Oskar's father is a German, who runs a grocer's shop in Danzig and later becomes an undistinguished S.A. man. But his mother's lover and cousin, the Pole Jan Bronski, is dearer to Oskar than Matzerath, and the boy believes Jan to be his natural father. Pole or German, Oskar is born with an almost adult mind. On the day he is born he hears his parents discussing their plans for his future and decides to thwart them. At the age of three he stages a fall down the cellar steps and remains for many years three feet tall and in appearance and speech a child. On the same day Oskar's mother gives him his first tin drum and from then on it is the means of his expression.
Drum succeeds drum as the fearful years of the Hitler epoch ebb bloodily away. With his drum Oskar breaks up Nazi meetings, with his high-pitched scream he shatters everything from spectacles to plate-glass windows. For Oskar is an anarchist, and within the ivory tower of his assumed childishness, he expresses his individualism in themes that are grotesque, ribald and sadistic.

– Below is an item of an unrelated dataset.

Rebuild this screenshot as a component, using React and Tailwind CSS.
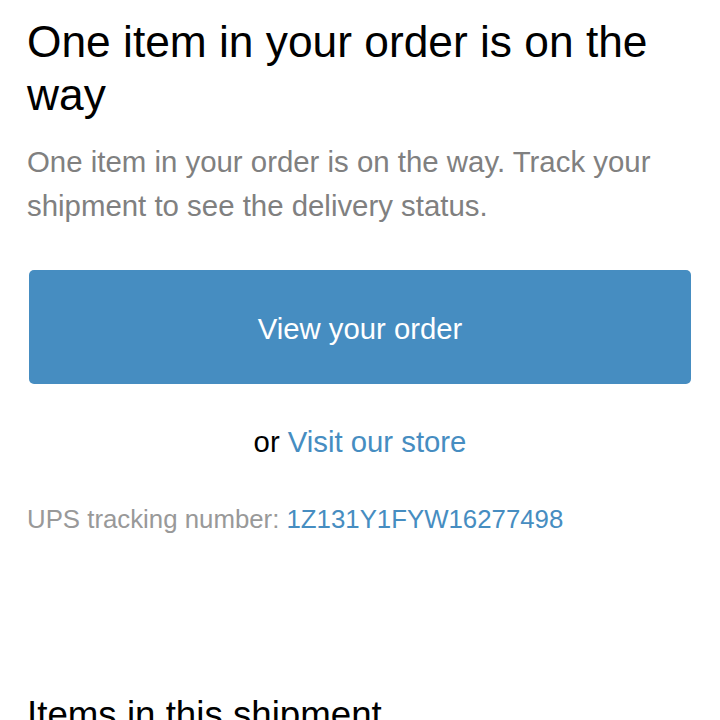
import React from 'react';

function App() {
    return (
        <div className="min-h-screen bg-white font-['Liberation_Sans',Arial,sans-serif] px-[27px] pt-[15px]">
            {/* Header */}
            <h1 className="text-[44.3px] leading-[53px] font-normal text-black">
                One item in your order is on the way
            </h1>
            <p className="mt-[19px] text-[29.4px] leading-[44px] text-[#808080] max-w-[660px]">
                One item in your order is on the way. Track your shipment to see the delivery status.
            </p>

            {/* Actions */}
            <a
                href="#"
                className="mt-[42px] ml-[2px] w-[662px] h-[114px] flex items-center justify-center rounded-[5px] bg-[#468dc1] text-white text-[29.3px] pt-[3px]"
            >
                View your order
            </a>
            <div className="mt-[36px] text-center text-[29.3px] leading-[44px] text-black">
                or <a href="#" className="text-[#468dc1]">Visit our store</a>
            </div>

            {/* Tracking */}
            <p className="mt-[35px] text-[25.8px] leading-[40px] text-[#999999]">
                UPS tracking number: <a href="#" className="text-[#468dc1]">1Z131Y1FYW16277498</a>
            </p>

            {/* Items */}
            <h2 className="mt-[154px] text-[36.7px] leading-[44px] font-normal text-black">
                Items in this shipment
            </h2>
        </div>
    );
}

export default App;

At the end of the war, Oskar flees to West Germany where he becomes part of the economic miracle, working variously as a blak marketeer, an artist's model, and a night-club performer. He has also decided to grow several linches, and in doing so develops a hunchback. He becomes successful, affluent, even famous, but behind his new stature lies a feeling of guilt for the deaths of his parents and other past sins. And so his assumption of the guilt for the murder he did not commit is an act of atonement, and a realization of the mad state of the modern world in which, Grass implies, we are all moral hunchbacks.
Original title: Die Blechtrommel
Genre: Fiction→ General Fiction→ Literary Fiction/classics
This work is a subwork of the following works :
Danzig Trilogy, the (1974) [Omnibus Volume]
Author: Günter Grass
- Dedication: "For Anna Grass"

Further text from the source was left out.